What this task involves ::
Each line below should be retyped exactly, with no pictures.

Data segment ::
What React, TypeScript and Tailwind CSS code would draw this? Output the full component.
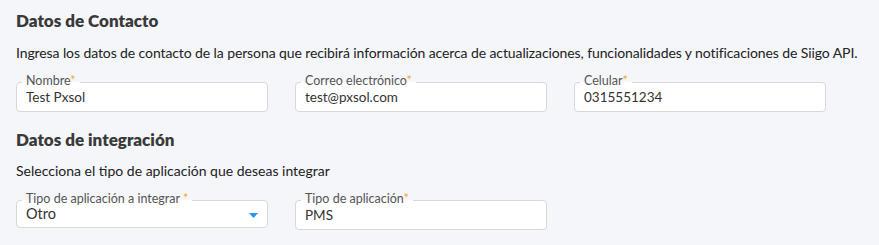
import React from 'react'

const font = { fontFamily: '"Lato", "Open Sans", sans-serif' }

type FieldProps = {
  label: string
  value: string
  select?: boolean
}

const Field = ({ label, value, select }: FieldProps) => {
  return (
    <div className="relative w-[251.5px]">
      <div
        className={`flex items-center justify-between bg-white border border-[#d6d9dc] rounded-[4px] pl-[9px] pr-[9px] ${
          select ? 'h-[28px] text-[14.5px]' : 'h-[30px] text-[13.5px]'
        } text-[#333]`}
      >
        <span>{value}</span>
        {select && (
          <svg width="9" height="5" viewBox="0 0 9 5" className="mt-[2px]">
            <path d="M0 0 L9 0 L4.5 5 Z" fill="#2196f3" />
          </svg>
        )}
      </div>
      <label className="absolute left-[6px] -top-[9px] px-[4px] text-[12.5px] leading-[15px] text-[#555] bg-[linear-gradient(to_bottom,#f4f6f9_60%,#ffffff_60%)]">
        {label}
        <span className="text-[#f5a623]">{select ? ' *' : '*'}</span>
      </label>
    </div>
  )
}

const App = () => {
  const contactFields = [
    { label: 'Nombre', value: 'Test Pxsol' },
    { label: 'Correo electrónico', value: 'test@pxsol.com' },
    { label: 'Celular', value: '0315551234' }
  ]

  return (
    <div className="w-full h-[245px] bg-[#f4f6f9] px-4 pt-[12px] overflow-hidden" style={font}>
      {/* Contacto */}
      <h2 className="text-[17px] leading-[18px] font-extrabold text-[#3a3a3a]">Datos de Contacto</h2>
      <p className="mt-[14px] text-[14px] leading-[18px] text-[#222] whitespace-nowrap tracking-[-0.1px]">
        Ingresa los datos de contacto de la persona que recibirá información acerca de actualizaciones, funcionalidades y
        notificaciones de Siigo API.
      </p>
      <div className="flex gap-[27.5px] mt-[20px]">
        {contactFields.map((f, i) => (
          <Field key={i} label={f.label} value={f.value} />
        ))}
      </div>

      {/* Integración */}
      <h2 className="mt-[19px] text-[17px] leading-[18px] font-extrabold text-[#3a3a3a]">Datos de integración</h2>
      <p className="mt-[13px] text-[14px] leading-[18px] text-[#222]">
        Selecciona el tipo de aplicación que deseas integrar
      </p>
      <div className="flex gap-[27.5px] mt-[20px]">
        <Field label="Tipo de aplicación a integrar" value="Otro" select />
        <Field label="Tipo de aplicación" value="PMS" />
      </div>
    </div>
  )
}

export default App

Answer for this exercise ::
What React, TypeScript and Tailwind CSS code would draw this? Output the full component.
import React from 'react'

const font = { fontFamily: '"Lato", "Open Sans", sans-serif' }

type FieldProps = {
  label: string
  value: string
  select?: boolean
}

const Field = ({ label, value, select }: FieldProps) => {
  return (
    <div className="relative w-[251.5px]">
      <div
        className={`flex items-center justify-between bg-white border border-[#d6d9dc] rounded-[4px] pl-[9px] pr-[9px] ${
          select ? 'h-[28px] text-[14.5px]' : 'h-[30px] text-[13.5px]'
        } text-[#333]`}
      >
        <span>{value}</span>
        {select && (
          <svg width="9" height="5" viewBox="0 0 9 5" className="mt-[2px]">
            <path d="M0 0 L9 0 L4.5 5 Z" fill="#2196f3" />
          </svg>
        )}
      </div>
      <label className="absolute left-[6px] -top-[9px] px-[4px] text-[12.5px] leading-[15px] text-[#555] bg-[linear-gradient(to_bottom,#f4f6f9_60%,#ffffff_60%)]">
        {label}
        <span className="text-[#f5a623]">{select ? ' *' : '*'}</span>
      </label>
    </div>
  )
}

const App = () => {
  const contactFields = [
    { label: 'Nombre', value: 'Test Pxsol' },
    { label: 'Correo electrónico', value: 'test@pxsol.com' },
    { label: 'Celular', value: '0315551234' }
  ]

  return (
    <div className="w-full h-[245px] bg-[#f4f6f9] px-4 pt-[12px] overflow-hidden" style={font}>
      {/* Contacto */}
      <h2 className="text-[17px] leading-[18px] font-extrabold text-[#3a3a3a]">Datos de Contacto</h2>
      <p className="mt-[14px] text-[14px] leading-[18px] text-[#222] whitespace-nowrap tracking-[-0.1px]">
        Ingresa los datos de contacto de la persona que recibirá información acerca de actualizaciones, funcionalidades y
        notificaciones de Siigo API.
      </p>
      <div className="flex gap-[27.5px] mt-[20px]">
        {contactFields.map((f, i) => (
          <Field key={i} label={f.label} value={f.value} />
        ))}
      </div>

      {/* Integración */}
      <h2 className="mt-[19px] text-[17px] leading-[18px] font-extrabold text-[#3a3a3a]">Datos de integración</h2>
      <p className="mt-[13px] text-[14px] leading-[18px] text-[#222]">
        Selecciona el tipo de aplicación que deseas integrar
      </p>
      <div className="flex gap-[27.5px] mt-[20px]">
        <Field label="Tipo de aplicación a integrar" value="Otro" select />
        <Field label="Tipo de aplicación" value="PMS" />
      </div>
    </div>
  )
}

export default App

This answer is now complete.